Task directions
Set down the listing below verbatim, but only from its first line through the line containing "text-[48px] leading-[56px] tracking-[4.8px]".

-------

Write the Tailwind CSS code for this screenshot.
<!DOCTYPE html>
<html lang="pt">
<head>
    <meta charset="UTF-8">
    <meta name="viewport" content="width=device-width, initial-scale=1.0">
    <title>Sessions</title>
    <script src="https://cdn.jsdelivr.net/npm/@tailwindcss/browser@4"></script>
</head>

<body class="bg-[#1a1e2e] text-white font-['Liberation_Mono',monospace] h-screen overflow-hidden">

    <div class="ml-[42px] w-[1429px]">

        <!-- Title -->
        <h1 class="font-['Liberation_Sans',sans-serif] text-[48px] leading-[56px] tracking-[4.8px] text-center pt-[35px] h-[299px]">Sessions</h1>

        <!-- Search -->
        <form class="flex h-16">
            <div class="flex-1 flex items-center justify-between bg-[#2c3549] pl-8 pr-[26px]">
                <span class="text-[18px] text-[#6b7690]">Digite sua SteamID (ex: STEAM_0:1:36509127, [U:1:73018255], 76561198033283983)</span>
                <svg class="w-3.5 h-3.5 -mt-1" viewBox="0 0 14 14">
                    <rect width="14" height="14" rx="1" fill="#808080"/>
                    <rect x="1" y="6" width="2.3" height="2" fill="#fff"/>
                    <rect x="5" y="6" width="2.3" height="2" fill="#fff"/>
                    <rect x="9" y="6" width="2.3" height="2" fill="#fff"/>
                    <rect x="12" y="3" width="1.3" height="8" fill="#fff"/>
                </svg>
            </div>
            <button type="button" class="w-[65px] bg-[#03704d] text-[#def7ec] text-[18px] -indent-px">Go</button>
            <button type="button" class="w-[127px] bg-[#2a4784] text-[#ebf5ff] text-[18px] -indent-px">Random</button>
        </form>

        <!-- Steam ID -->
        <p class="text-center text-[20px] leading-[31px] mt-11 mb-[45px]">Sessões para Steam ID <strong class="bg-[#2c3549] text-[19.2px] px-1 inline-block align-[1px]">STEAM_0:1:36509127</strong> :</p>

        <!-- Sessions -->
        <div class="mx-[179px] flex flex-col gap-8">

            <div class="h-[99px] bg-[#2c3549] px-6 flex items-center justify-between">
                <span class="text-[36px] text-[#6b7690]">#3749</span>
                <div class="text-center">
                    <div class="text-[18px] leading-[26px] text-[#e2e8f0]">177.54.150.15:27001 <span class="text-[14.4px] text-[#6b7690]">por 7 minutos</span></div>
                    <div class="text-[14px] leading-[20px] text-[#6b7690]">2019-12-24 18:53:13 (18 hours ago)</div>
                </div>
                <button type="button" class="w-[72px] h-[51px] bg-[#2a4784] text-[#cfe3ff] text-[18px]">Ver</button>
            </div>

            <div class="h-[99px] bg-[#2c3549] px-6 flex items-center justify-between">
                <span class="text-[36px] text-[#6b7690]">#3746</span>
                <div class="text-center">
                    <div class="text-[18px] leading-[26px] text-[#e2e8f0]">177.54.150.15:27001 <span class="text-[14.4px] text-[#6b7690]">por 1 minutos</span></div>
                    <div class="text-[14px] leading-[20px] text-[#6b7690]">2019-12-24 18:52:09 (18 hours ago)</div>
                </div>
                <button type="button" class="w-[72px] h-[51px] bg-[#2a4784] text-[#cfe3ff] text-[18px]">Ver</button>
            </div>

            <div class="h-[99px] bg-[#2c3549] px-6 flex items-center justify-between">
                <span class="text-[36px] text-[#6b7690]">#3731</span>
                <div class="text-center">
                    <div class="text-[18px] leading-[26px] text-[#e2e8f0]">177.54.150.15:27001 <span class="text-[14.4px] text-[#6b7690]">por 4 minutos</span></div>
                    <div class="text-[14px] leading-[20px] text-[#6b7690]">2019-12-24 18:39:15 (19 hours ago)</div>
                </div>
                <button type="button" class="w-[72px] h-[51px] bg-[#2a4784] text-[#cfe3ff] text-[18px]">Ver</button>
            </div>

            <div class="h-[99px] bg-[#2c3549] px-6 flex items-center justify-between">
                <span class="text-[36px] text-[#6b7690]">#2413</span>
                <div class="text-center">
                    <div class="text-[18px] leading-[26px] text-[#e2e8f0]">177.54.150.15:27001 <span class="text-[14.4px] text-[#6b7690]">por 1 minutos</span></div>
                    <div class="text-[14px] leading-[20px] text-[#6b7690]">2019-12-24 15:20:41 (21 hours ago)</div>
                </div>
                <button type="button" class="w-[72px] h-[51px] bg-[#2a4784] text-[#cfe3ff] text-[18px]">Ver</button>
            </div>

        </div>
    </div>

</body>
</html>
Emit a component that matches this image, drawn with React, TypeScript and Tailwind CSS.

-------

Result of this task
Write the Tailwind CSS code for this screenshot.
<!DOCTYPE html>
<html lang="pt">
<head>
    <meta charset="UTF-8">
    <meta name="viewport" content="width=device-width, initial-scale=1.0">
    <title>Sessions</title>
    <script src="https://cdn.jsdelivr.net/npm/@tailwindcss/browser@4"></script>
</head>

<body class="bg-[#1a1e2e] text-white font-['Liberation_Mono',monospace] h-screen overflow-hidden">

    <div class="ml-[42px] w-[1429px]">

        <!-- Title -->
        <h1 class="font-['Liberation_Sans',sans-serif] text-[48px] leading-[56px] tracking-[4.8px] text-center pt-[35px] h-[299px]">Sessions</h1>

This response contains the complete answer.